Data provided.
Begin
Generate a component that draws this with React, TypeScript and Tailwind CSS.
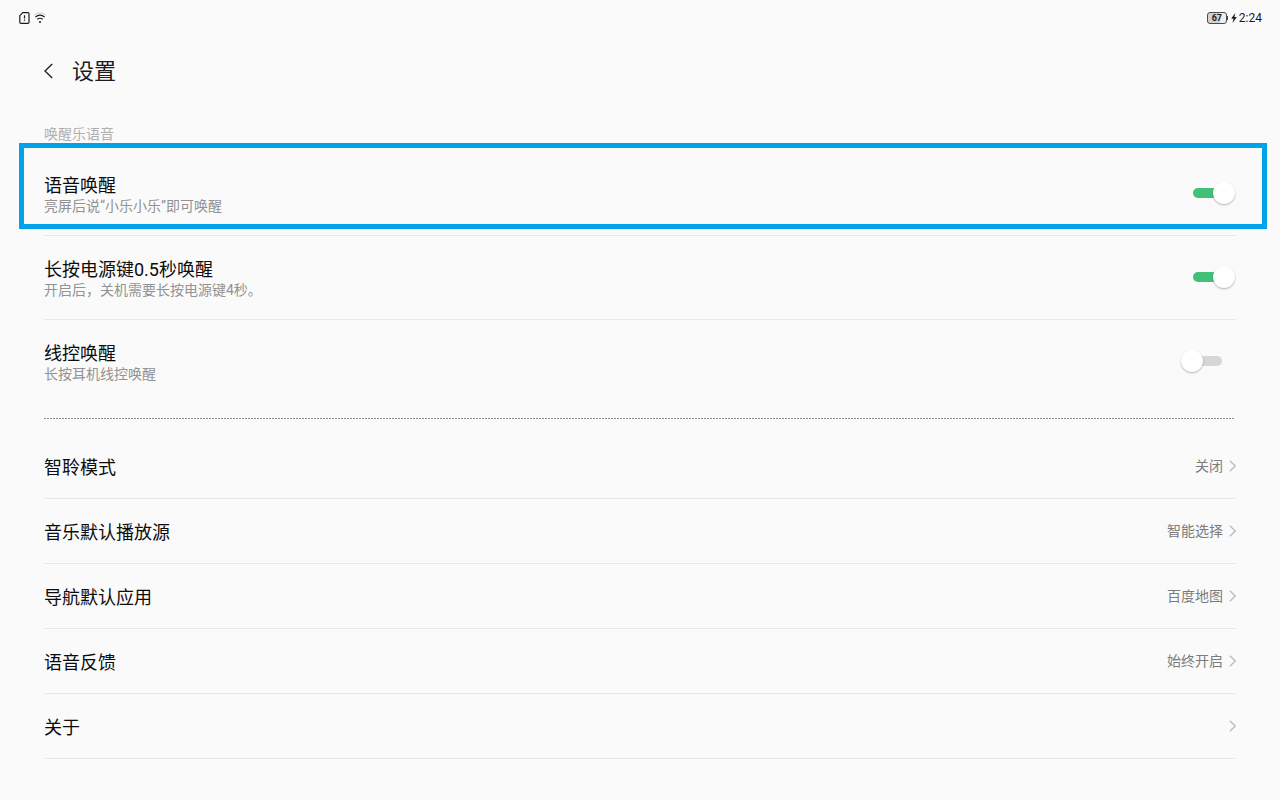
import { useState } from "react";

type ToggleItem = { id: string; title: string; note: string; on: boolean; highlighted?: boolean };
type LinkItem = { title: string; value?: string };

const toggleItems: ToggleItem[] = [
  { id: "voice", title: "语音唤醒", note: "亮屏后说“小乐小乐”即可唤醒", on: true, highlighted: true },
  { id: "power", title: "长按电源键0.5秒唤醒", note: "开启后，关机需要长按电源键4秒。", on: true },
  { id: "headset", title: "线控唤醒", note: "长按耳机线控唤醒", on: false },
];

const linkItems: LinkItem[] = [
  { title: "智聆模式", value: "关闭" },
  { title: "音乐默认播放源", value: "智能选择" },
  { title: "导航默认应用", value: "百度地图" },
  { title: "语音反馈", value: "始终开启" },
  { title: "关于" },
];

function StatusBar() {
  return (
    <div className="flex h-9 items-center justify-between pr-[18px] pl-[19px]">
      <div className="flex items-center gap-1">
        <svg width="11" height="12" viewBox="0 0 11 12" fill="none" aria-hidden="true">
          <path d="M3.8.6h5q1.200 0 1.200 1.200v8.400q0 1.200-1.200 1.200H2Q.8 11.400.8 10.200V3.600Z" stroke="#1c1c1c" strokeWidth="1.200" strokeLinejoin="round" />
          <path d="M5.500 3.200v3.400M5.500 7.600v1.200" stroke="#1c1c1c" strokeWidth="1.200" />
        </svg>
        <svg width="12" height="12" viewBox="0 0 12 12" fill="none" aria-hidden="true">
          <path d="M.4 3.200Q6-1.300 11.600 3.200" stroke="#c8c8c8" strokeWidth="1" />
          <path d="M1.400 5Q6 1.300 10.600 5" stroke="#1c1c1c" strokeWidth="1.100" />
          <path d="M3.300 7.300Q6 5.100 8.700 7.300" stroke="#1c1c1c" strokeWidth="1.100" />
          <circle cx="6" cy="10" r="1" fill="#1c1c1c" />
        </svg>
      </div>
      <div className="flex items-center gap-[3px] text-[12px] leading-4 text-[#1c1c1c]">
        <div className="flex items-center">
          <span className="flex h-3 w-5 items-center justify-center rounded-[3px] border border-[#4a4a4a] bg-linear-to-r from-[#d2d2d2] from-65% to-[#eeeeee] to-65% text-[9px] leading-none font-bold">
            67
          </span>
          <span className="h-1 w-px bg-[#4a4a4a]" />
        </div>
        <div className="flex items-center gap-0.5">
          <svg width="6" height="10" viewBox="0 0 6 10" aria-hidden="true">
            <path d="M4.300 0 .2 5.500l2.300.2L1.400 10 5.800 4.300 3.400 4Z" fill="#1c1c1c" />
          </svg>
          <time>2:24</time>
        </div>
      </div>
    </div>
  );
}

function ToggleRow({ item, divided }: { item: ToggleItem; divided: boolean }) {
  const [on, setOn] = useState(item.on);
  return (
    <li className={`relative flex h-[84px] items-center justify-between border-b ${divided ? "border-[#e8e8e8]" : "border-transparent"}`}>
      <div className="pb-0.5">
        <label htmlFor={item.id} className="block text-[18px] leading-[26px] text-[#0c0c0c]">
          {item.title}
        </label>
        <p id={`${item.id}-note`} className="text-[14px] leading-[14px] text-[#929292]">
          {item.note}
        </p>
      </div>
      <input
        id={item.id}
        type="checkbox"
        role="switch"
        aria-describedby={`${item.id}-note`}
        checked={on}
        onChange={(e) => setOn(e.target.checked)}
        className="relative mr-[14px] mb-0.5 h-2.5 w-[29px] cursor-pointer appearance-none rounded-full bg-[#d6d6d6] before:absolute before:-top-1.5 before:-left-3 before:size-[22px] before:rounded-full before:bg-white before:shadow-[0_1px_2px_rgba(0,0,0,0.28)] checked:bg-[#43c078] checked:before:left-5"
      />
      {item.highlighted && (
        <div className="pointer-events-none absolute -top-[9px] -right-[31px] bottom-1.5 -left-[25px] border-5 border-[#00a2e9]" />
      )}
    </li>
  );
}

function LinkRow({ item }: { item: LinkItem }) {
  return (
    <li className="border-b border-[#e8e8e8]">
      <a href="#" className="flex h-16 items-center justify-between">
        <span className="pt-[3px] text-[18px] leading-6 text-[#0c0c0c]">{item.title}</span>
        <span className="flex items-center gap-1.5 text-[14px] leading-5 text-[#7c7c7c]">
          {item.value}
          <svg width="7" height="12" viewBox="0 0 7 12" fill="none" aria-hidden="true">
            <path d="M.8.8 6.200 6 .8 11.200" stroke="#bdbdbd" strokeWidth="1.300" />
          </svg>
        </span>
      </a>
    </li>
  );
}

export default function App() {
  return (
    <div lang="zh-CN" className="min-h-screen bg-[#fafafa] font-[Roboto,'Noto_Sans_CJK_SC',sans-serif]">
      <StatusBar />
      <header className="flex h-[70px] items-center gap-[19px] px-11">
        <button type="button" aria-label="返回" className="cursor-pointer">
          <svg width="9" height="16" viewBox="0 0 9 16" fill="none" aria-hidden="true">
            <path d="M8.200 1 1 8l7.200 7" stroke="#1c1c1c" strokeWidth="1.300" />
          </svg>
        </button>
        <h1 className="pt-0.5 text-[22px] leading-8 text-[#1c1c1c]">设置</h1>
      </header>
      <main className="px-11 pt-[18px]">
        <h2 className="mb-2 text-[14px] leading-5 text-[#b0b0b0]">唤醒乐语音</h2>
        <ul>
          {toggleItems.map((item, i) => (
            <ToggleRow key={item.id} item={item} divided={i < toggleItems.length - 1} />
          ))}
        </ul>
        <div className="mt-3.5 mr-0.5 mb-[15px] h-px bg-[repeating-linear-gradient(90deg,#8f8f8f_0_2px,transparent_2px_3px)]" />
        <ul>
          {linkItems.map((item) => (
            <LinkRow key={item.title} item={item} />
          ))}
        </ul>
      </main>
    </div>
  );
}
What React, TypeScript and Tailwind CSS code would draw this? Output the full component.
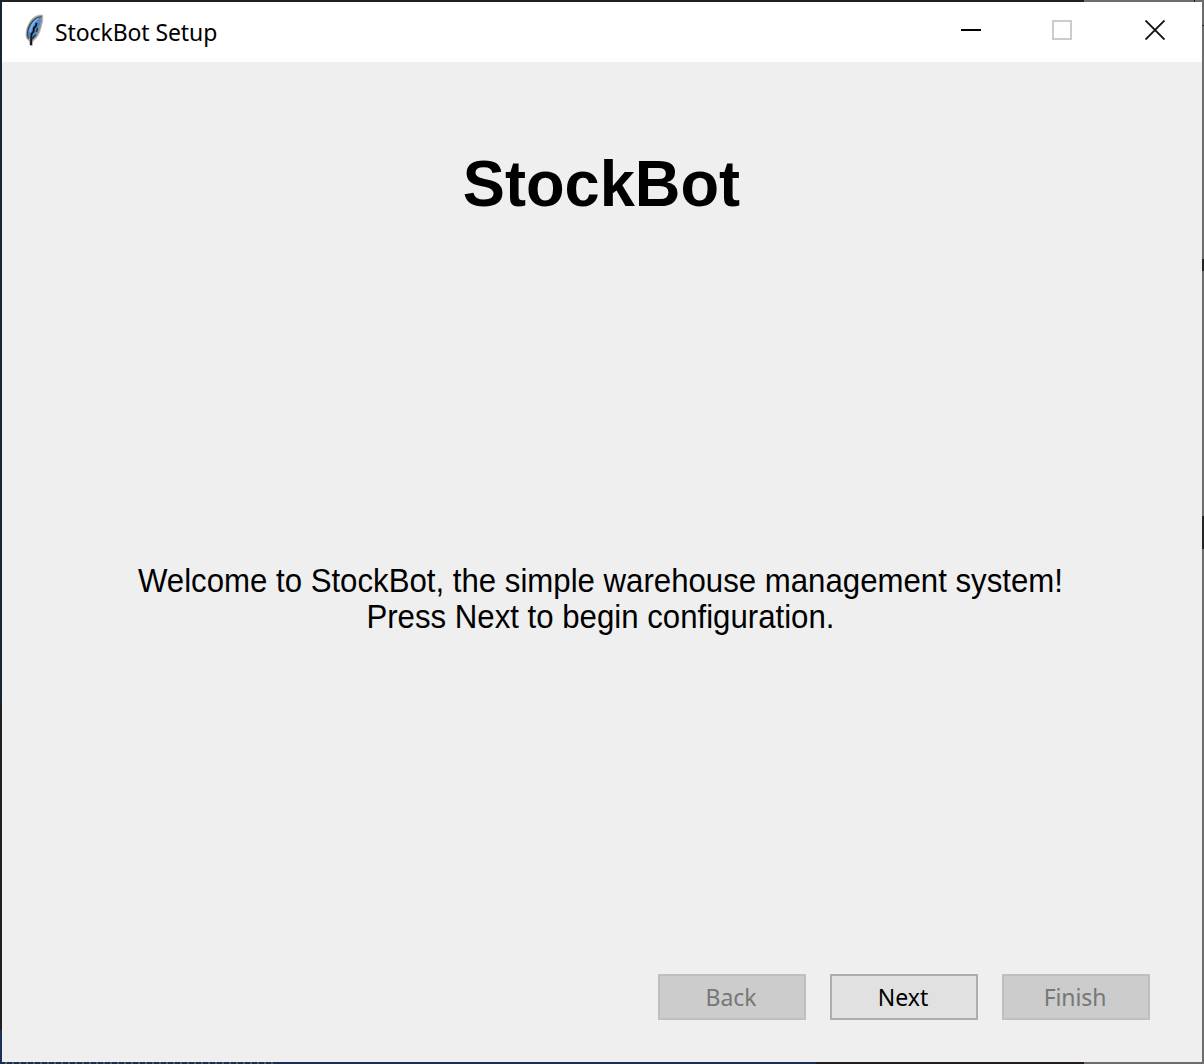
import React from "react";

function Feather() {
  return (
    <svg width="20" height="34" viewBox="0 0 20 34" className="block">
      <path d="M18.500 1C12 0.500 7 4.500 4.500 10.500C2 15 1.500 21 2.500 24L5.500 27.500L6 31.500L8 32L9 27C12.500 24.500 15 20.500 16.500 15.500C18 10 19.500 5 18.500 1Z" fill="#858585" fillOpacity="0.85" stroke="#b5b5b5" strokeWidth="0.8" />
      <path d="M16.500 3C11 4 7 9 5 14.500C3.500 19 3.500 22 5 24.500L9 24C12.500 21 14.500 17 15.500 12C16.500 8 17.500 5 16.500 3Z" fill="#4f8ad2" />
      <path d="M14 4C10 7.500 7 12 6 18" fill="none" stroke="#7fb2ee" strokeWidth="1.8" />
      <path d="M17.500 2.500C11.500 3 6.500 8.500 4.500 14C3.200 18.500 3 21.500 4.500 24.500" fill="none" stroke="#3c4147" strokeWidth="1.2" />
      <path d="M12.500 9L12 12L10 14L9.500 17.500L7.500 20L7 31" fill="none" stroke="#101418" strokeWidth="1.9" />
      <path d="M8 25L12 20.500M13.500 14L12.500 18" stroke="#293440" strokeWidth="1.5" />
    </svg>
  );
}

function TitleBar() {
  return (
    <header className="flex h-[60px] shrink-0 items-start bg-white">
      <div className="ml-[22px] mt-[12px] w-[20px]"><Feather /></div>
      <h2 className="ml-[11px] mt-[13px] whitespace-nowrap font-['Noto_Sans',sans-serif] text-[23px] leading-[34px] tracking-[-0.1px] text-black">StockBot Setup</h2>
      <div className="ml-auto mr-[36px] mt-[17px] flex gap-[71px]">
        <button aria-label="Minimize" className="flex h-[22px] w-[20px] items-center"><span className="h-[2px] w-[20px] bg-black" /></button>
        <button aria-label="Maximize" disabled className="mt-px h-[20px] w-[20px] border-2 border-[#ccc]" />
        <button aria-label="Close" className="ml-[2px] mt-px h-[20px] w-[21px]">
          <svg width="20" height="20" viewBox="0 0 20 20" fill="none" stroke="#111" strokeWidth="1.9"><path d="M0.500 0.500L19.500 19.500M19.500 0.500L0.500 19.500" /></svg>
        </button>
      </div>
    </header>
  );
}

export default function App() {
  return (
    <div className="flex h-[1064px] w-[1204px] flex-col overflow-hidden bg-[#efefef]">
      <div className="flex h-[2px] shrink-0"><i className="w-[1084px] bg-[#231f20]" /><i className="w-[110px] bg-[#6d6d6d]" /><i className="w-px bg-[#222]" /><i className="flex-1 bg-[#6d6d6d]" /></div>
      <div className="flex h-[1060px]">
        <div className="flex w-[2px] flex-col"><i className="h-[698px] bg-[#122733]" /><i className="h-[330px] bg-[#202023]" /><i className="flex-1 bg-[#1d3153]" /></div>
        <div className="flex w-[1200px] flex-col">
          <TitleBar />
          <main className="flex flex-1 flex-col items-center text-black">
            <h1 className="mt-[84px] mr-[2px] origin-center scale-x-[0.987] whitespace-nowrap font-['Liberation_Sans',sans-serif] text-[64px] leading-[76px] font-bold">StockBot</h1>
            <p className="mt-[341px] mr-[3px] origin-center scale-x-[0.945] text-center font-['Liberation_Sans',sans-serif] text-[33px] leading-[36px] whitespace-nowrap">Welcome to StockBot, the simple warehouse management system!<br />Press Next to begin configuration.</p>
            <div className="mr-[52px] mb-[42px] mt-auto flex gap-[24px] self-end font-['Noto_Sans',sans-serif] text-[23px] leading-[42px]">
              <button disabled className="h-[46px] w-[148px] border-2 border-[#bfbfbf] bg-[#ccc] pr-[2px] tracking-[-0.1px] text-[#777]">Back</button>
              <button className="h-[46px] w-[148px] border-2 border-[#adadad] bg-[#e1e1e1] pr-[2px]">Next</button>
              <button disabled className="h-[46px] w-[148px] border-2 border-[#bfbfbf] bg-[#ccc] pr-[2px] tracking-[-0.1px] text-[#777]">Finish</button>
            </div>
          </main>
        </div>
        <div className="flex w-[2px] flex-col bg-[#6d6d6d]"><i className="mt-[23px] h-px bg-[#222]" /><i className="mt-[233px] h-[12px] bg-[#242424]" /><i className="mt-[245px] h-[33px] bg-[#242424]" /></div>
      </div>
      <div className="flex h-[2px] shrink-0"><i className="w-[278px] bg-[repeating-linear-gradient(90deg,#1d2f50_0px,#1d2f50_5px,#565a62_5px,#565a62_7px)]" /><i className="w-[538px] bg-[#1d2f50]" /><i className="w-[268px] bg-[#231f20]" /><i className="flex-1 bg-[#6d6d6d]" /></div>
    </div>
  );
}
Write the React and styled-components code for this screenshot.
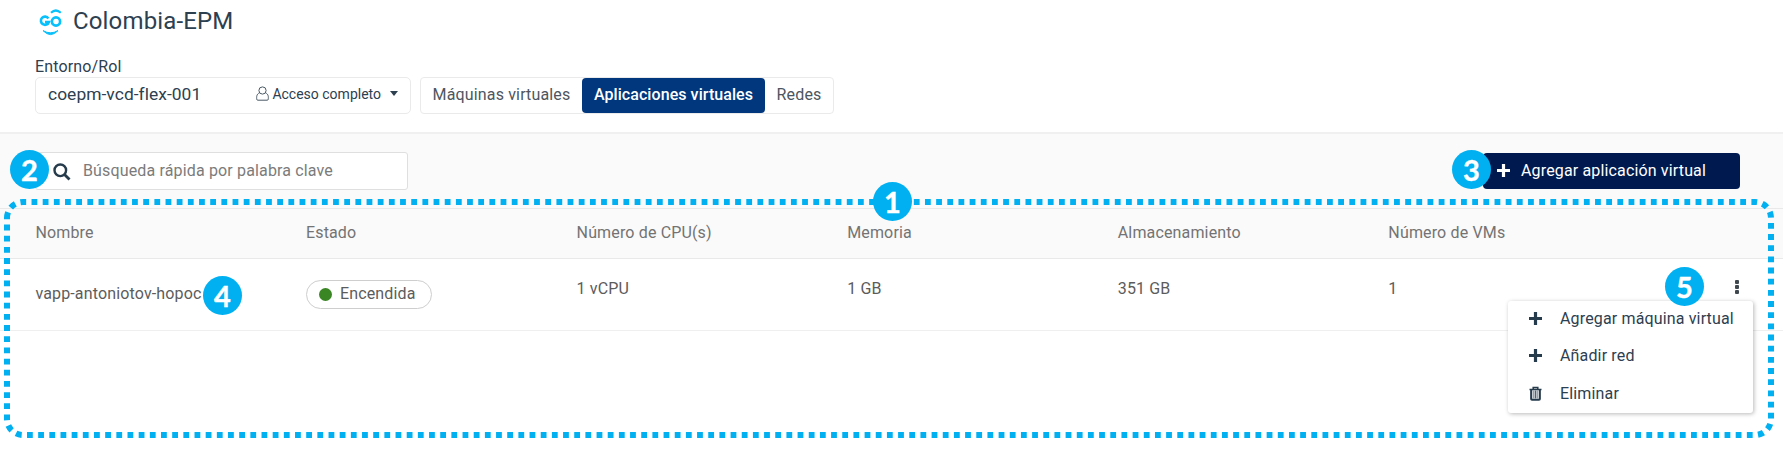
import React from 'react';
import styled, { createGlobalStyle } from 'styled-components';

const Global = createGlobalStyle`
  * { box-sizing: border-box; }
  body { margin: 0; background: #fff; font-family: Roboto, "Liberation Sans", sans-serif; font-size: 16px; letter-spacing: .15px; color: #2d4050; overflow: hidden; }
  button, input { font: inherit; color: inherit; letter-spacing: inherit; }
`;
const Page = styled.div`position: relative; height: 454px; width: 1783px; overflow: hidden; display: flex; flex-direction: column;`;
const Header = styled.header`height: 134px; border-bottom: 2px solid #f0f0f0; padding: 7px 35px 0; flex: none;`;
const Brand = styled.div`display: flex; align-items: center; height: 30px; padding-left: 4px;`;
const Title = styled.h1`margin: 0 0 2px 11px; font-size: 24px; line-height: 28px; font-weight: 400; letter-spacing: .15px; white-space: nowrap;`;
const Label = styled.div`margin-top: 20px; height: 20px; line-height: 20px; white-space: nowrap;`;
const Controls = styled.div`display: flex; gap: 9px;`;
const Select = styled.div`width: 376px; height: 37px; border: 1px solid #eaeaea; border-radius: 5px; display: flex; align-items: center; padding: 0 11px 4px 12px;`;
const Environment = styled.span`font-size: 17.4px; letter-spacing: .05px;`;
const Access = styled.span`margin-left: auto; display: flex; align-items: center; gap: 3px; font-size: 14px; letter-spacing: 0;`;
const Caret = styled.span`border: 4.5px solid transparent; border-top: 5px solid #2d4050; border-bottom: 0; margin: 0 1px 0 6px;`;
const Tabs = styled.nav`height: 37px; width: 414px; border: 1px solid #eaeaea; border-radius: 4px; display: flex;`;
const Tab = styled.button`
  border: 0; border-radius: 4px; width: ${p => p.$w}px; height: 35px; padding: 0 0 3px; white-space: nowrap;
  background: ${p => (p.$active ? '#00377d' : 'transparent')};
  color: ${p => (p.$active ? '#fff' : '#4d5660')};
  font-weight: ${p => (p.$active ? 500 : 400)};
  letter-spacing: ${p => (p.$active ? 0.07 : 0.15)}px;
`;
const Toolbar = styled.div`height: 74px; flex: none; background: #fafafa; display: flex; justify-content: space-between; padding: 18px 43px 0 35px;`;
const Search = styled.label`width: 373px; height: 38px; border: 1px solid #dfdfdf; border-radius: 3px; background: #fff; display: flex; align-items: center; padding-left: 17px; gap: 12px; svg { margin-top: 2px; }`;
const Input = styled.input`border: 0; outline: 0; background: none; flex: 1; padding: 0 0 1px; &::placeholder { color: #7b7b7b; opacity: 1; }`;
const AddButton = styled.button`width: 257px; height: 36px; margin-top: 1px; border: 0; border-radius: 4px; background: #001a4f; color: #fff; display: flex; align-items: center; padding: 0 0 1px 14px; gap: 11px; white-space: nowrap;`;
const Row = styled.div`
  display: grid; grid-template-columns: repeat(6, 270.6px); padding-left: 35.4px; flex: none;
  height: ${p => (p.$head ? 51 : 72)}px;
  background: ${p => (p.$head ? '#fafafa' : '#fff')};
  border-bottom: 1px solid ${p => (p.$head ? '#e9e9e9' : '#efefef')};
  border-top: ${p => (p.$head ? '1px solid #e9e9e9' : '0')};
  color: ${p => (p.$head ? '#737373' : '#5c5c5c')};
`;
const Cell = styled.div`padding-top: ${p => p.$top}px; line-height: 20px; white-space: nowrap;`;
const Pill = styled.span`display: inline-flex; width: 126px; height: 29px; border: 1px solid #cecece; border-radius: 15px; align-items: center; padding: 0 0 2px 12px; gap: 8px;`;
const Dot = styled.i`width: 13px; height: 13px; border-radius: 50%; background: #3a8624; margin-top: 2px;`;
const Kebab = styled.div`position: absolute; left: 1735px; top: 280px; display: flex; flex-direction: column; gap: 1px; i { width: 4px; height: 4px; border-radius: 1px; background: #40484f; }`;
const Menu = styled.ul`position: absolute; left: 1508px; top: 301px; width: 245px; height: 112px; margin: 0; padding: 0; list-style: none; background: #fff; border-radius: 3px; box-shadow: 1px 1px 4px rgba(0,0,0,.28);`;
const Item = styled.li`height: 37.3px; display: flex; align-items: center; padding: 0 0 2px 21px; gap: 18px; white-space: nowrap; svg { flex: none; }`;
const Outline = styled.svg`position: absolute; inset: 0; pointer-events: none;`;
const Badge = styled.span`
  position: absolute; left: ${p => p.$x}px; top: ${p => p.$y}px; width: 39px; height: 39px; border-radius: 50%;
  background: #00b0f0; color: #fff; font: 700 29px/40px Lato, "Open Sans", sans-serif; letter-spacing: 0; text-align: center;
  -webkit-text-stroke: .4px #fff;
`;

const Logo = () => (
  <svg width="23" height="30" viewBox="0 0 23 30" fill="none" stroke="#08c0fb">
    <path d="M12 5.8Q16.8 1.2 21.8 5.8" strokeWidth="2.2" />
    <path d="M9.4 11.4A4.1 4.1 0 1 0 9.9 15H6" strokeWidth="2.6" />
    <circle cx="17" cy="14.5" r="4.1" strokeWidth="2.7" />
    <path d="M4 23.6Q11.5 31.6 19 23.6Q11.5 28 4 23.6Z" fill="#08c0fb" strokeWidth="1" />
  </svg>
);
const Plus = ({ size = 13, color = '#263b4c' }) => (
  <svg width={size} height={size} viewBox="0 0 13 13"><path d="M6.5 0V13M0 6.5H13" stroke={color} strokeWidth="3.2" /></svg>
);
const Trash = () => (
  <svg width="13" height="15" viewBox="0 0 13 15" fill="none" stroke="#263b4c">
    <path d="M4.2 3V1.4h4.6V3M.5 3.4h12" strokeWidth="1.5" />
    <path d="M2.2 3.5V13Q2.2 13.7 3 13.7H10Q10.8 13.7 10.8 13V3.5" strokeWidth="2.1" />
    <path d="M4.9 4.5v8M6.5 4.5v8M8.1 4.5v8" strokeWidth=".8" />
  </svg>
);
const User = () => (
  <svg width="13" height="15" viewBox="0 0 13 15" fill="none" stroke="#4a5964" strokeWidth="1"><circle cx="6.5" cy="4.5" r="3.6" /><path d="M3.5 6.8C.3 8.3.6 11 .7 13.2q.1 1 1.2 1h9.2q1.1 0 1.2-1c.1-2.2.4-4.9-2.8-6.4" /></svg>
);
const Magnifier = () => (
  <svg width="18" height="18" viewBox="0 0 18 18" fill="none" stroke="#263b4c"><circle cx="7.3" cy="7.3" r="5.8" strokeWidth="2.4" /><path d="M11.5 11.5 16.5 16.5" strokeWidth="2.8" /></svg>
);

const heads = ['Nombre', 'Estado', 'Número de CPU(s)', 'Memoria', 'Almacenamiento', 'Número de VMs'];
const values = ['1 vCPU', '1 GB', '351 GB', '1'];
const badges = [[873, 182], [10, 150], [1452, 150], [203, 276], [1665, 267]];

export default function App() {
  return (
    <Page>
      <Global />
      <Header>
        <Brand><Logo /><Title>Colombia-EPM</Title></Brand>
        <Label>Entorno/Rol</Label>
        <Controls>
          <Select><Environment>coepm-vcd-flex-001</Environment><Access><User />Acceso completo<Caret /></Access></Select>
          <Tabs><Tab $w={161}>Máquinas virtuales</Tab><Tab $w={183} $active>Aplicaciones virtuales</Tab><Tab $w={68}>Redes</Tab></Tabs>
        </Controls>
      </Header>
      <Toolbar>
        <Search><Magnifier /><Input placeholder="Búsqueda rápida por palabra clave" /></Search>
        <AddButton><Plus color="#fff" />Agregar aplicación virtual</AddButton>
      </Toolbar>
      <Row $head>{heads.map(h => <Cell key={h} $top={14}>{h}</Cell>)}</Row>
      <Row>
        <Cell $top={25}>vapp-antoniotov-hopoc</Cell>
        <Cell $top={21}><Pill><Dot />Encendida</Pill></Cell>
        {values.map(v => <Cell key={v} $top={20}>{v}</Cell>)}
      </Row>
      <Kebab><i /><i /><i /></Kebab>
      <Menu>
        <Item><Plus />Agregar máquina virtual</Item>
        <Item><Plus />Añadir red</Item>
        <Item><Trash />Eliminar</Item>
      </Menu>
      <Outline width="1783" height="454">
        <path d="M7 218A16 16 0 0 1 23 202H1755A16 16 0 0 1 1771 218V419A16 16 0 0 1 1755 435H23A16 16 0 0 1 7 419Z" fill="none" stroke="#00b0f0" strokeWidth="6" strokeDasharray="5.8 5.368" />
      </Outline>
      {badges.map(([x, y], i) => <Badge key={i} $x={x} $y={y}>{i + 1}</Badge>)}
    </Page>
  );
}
End
Goal. Determine how many lines in the listing above hold the word "Tailwind", answering with the number only.

Exercise solution. 2